Provided records
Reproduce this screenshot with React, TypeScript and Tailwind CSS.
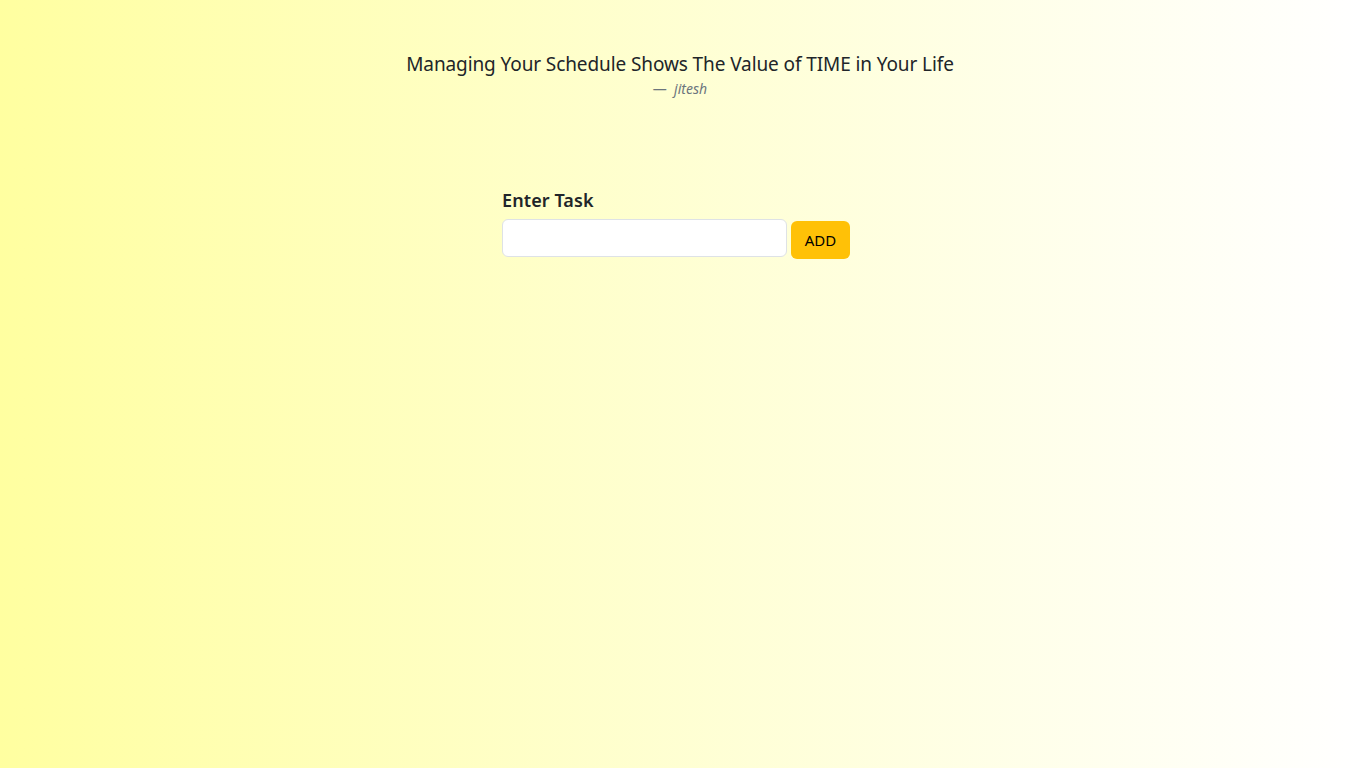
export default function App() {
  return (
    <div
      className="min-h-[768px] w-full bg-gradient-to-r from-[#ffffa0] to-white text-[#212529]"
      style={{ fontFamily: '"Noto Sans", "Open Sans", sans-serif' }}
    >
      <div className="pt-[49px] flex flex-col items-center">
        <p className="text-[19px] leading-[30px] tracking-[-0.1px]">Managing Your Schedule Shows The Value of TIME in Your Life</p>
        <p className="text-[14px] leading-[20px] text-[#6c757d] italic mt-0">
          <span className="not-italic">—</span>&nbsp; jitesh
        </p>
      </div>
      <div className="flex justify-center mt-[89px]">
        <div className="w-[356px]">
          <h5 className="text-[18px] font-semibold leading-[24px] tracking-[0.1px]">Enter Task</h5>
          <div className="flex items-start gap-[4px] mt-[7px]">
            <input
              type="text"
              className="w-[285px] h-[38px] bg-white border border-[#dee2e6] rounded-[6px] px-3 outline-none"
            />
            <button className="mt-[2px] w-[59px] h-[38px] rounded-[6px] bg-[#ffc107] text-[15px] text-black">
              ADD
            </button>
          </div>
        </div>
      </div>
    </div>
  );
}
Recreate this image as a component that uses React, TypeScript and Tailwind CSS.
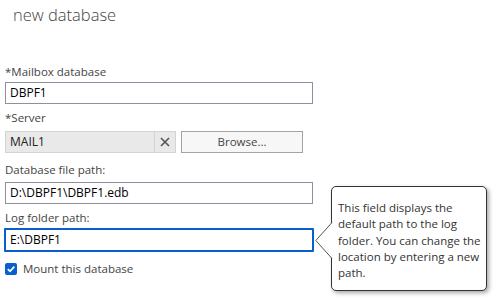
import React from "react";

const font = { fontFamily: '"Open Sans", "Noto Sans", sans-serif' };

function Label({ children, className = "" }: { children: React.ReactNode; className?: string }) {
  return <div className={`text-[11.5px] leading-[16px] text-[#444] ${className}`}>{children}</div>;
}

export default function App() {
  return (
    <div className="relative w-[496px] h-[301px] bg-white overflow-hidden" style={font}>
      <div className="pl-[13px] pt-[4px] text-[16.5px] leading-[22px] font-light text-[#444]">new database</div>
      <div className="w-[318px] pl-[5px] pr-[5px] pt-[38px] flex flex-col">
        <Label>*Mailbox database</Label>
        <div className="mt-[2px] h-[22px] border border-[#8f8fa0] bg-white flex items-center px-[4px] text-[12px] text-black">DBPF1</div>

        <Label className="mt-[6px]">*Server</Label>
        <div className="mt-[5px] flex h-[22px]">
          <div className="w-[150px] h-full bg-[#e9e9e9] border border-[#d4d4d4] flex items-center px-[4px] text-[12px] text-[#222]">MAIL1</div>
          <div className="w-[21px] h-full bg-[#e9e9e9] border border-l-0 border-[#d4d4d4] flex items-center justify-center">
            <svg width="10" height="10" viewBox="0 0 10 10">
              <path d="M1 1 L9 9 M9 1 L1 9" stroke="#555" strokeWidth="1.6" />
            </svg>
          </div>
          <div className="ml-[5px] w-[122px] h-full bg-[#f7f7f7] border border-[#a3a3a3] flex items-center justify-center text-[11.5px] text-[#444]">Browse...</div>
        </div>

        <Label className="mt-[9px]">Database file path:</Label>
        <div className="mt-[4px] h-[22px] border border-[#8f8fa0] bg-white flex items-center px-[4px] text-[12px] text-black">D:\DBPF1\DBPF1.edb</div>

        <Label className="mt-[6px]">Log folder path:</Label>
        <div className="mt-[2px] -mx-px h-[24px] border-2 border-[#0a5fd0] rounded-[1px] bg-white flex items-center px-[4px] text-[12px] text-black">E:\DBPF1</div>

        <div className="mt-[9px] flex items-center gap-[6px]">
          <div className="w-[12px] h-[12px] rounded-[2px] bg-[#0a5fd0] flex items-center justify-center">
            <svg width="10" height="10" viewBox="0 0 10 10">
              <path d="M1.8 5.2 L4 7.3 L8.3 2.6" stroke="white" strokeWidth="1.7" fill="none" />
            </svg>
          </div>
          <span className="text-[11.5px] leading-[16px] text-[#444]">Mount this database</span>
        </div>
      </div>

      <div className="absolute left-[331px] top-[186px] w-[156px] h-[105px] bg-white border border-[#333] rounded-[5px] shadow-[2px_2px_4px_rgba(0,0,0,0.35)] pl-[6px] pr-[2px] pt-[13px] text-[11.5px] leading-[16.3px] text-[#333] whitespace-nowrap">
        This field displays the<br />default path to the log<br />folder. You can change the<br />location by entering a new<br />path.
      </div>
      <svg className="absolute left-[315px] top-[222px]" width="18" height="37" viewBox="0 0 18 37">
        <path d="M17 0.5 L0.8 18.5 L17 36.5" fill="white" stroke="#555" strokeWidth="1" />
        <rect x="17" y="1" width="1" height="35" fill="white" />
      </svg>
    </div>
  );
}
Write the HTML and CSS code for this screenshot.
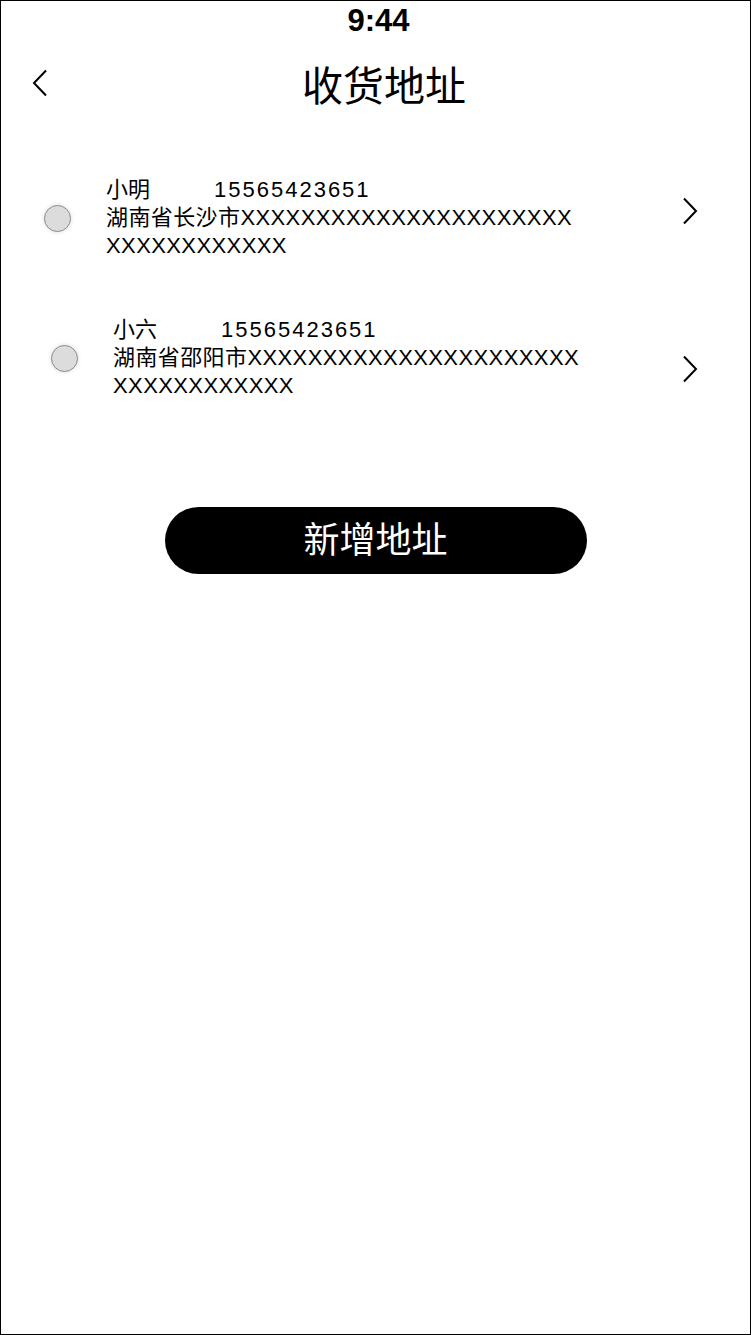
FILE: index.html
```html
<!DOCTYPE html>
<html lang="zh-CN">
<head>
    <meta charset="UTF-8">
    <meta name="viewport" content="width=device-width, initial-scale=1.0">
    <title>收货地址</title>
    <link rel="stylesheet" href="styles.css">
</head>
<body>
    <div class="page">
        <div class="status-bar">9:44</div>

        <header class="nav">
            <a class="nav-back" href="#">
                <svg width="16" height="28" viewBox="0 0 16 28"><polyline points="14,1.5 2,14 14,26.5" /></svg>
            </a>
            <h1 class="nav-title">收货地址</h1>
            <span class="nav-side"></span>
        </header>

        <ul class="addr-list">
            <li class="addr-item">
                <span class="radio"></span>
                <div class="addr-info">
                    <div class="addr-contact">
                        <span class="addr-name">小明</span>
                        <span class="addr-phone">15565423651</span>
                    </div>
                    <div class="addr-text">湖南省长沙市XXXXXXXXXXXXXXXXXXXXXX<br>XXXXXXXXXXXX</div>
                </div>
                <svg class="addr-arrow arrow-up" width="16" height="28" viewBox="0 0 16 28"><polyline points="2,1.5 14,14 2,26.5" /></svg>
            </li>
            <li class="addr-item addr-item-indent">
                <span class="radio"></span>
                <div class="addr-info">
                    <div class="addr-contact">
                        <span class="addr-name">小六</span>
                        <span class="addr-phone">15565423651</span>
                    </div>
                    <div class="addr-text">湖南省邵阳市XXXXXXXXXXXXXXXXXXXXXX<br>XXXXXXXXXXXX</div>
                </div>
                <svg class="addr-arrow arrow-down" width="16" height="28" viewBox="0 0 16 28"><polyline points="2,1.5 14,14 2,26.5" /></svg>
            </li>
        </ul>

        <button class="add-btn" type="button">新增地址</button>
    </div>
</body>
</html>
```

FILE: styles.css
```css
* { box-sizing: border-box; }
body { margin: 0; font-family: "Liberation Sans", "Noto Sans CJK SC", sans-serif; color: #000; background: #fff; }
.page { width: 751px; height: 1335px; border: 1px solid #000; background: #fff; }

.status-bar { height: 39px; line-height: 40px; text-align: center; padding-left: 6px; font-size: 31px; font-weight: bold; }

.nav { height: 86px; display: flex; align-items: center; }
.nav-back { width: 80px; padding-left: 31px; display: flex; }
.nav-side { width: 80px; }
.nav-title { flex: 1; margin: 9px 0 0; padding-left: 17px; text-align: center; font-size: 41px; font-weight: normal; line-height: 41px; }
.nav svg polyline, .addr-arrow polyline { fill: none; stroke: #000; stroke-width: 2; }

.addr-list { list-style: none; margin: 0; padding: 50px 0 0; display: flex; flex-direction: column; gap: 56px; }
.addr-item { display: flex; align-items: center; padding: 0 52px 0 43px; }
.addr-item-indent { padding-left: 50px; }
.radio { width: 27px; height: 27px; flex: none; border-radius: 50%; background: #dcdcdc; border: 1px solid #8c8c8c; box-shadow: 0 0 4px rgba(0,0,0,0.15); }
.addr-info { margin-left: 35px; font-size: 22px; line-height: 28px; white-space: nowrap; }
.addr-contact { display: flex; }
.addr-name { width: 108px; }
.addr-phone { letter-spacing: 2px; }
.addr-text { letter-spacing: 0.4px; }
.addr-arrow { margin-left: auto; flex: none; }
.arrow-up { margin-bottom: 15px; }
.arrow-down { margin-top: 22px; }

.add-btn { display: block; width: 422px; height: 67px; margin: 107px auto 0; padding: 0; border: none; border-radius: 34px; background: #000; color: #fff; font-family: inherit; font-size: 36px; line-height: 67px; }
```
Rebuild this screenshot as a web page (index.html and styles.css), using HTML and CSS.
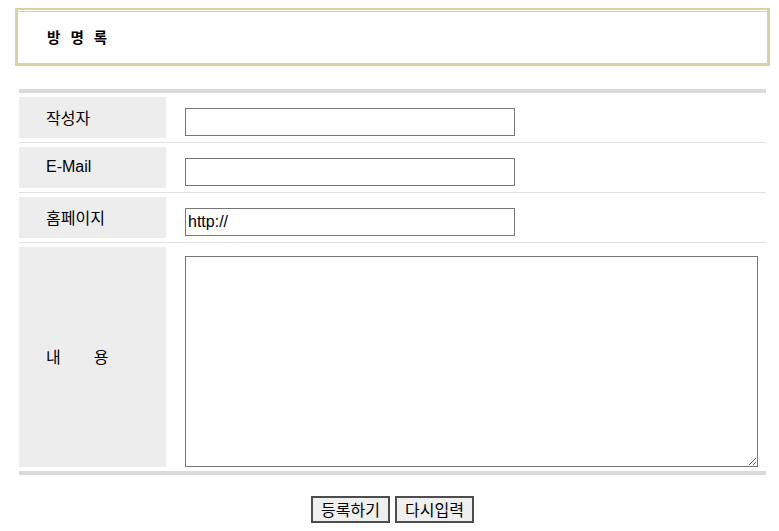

What is being asked
Give only the number of lines in the material above where the string "index" appears.

Completed exercise
2